**Extracted entries:**
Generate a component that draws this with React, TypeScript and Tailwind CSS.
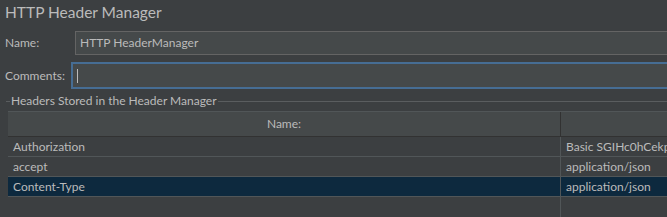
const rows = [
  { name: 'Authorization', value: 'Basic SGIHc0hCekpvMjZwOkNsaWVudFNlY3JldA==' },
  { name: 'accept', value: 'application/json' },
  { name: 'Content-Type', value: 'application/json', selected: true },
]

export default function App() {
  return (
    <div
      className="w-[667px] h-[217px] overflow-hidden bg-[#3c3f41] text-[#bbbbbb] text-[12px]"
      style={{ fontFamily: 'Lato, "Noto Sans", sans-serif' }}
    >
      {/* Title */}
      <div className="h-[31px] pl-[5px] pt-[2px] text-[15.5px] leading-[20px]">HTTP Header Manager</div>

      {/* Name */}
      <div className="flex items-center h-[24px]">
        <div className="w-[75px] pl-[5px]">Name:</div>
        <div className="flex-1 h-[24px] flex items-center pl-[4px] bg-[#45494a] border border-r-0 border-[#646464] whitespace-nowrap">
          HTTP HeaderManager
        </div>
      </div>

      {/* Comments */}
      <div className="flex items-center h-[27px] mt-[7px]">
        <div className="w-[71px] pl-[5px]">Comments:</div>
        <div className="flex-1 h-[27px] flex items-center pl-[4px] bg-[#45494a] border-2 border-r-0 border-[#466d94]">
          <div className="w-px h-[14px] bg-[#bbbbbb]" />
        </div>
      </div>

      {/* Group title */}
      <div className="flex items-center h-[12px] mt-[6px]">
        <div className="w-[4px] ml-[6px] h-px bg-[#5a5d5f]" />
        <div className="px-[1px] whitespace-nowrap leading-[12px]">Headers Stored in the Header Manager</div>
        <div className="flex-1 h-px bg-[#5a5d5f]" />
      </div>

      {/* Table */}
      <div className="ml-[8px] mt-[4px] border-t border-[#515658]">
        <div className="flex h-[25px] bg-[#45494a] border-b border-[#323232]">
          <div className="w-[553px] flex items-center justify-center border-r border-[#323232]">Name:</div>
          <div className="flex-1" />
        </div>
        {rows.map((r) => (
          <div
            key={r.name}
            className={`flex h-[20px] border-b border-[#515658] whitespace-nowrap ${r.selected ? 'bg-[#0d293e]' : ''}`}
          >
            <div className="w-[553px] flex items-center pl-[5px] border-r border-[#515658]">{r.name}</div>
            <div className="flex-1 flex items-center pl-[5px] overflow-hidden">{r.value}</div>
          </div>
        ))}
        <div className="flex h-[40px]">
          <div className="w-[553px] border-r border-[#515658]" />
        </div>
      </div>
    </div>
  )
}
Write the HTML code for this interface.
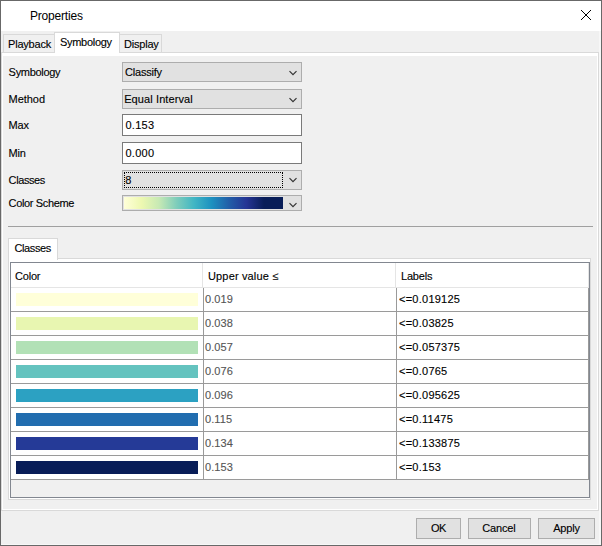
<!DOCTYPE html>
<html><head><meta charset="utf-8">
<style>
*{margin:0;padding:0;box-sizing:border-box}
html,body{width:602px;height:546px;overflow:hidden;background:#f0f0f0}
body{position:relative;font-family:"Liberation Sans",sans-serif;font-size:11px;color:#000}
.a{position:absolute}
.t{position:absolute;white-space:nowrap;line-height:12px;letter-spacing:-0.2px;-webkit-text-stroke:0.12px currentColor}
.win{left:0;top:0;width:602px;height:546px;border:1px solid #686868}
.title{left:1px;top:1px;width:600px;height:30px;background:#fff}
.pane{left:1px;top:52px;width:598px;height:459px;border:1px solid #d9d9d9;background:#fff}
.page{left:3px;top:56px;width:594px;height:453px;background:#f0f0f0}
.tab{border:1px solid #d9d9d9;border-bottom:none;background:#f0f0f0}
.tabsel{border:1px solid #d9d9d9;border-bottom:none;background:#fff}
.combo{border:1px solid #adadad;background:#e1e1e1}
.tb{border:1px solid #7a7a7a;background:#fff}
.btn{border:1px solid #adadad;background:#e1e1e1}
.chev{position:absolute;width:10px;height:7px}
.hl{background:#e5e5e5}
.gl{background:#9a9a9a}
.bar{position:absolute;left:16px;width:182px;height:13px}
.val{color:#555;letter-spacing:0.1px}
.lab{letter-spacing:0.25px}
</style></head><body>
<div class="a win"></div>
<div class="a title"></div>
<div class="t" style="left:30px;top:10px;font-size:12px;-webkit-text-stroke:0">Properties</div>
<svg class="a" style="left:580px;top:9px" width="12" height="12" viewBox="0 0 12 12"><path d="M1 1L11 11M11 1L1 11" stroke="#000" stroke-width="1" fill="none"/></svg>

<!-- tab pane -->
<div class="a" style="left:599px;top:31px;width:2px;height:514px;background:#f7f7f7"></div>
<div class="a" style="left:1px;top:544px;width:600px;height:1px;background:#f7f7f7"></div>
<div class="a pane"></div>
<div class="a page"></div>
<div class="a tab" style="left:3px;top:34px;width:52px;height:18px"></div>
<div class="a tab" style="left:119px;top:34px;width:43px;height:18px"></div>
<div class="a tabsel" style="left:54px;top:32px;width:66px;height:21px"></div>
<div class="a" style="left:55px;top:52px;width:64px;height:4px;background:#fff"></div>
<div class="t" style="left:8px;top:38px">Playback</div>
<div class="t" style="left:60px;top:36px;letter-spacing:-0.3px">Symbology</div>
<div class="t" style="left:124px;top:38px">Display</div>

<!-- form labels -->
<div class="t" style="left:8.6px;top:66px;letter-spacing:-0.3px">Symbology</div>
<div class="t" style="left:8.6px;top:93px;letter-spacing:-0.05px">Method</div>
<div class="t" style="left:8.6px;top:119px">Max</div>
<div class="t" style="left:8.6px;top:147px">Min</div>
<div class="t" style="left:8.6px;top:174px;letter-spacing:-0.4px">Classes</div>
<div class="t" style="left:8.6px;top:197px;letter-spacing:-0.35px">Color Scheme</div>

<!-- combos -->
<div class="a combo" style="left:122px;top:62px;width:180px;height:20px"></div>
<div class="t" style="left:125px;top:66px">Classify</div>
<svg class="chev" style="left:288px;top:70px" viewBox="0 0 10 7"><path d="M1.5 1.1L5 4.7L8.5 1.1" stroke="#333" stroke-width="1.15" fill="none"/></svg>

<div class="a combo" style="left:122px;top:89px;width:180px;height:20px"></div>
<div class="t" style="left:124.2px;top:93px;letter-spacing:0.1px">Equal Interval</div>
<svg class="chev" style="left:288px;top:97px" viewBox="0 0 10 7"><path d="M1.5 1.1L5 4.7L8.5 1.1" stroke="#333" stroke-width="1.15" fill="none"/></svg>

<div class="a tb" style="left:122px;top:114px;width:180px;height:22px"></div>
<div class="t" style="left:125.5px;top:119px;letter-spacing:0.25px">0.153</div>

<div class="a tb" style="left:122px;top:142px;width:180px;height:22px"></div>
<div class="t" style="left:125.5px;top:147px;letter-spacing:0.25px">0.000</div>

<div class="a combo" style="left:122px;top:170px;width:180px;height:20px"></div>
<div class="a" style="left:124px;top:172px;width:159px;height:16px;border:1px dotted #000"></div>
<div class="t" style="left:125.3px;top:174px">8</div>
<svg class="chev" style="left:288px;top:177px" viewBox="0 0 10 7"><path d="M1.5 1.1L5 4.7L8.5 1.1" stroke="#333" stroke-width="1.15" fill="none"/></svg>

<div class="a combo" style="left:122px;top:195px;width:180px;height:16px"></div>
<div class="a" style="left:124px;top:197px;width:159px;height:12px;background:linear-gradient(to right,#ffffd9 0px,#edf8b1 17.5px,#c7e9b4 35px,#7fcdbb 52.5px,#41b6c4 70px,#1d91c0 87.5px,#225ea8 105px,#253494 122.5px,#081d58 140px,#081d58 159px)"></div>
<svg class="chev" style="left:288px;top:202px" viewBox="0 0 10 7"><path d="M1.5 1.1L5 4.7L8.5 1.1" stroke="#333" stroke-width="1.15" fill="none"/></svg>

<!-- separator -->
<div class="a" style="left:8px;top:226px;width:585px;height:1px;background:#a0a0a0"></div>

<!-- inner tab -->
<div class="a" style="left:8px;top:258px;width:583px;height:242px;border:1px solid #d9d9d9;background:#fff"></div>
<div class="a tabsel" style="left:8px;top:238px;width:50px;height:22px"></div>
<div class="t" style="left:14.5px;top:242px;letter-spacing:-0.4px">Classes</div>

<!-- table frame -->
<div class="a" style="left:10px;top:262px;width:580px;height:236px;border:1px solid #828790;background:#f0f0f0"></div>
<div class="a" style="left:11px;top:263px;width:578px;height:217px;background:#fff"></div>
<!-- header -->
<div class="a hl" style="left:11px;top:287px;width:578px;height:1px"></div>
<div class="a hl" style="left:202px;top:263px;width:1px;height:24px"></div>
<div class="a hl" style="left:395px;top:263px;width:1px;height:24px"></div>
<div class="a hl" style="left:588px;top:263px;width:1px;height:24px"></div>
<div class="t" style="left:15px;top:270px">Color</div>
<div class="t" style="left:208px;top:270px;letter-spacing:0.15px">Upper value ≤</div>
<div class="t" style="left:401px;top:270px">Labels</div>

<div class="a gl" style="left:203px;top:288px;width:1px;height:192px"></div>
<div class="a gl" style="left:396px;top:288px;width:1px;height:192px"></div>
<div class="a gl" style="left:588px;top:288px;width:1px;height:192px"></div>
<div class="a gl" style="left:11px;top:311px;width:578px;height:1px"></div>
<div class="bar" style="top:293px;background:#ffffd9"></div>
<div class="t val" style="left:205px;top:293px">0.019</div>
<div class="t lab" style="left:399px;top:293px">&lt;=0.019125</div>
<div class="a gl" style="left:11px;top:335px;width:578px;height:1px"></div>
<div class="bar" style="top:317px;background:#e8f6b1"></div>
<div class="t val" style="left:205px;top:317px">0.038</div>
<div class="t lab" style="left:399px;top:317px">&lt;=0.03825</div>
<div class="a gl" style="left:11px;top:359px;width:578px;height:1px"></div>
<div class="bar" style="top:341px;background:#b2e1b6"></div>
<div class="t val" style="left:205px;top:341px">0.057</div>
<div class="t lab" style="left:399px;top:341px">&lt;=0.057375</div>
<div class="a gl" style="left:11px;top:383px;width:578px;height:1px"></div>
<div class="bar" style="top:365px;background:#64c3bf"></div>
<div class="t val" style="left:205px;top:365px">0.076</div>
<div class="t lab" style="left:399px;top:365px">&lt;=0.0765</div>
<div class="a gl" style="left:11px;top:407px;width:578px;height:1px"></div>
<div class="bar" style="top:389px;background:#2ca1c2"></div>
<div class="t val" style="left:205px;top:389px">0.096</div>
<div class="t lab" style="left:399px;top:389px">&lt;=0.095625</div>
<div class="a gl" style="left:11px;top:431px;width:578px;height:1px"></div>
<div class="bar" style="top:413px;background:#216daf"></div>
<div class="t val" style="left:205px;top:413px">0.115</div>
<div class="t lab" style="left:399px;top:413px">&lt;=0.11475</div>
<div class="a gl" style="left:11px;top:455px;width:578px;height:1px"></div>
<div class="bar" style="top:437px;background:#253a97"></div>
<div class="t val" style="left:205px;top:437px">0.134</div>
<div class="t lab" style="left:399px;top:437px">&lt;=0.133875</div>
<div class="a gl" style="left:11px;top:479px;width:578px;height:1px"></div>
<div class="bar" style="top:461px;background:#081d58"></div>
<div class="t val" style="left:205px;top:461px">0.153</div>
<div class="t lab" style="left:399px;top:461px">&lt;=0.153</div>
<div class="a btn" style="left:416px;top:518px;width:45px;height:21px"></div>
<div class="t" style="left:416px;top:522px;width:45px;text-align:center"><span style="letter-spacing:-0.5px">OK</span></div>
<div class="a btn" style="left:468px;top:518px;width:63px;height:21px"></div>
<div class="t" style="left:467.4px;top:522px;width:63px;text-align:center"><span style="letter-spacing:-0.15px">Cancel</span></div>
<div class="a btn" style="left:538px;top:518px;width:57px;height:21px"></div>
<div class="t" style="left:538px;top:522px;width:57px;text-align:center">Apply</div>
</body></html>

**Goal:** Leave out the pictures. Transcribe only the lines above, from the first through the one that contains "pl-[5px] pt-[2px] text-[15.5px]".

**Answer for the task:**
Generate a component that draws this with React, TypeScript and Tailwind CSS.
const rows = [
  { name: 'Authorization', value: 'Basic SGIHc0hCekpvMjZwOkNsaWVudFNlY3JldA==' },
  { name: 'accept', value: 'application/json' },
  { name: 'Content-Type', value: 'application/json', selected: true },
]

export default function App() {
  return (
    <div
      className="w-[667px] h-[217px] overflow-hidden bg-[#3c3f41] text-[#bbbbbb] text-[12px]"
      style={{ fontFamily: 'Lato, "Noto Sans", sans-serif' }}
    >
      {/* Title */}
      <div className="h-[31px] pl-[5px] pt-[2px] text-[15.5px] leading-[20px]">HTTP Header Manager</div>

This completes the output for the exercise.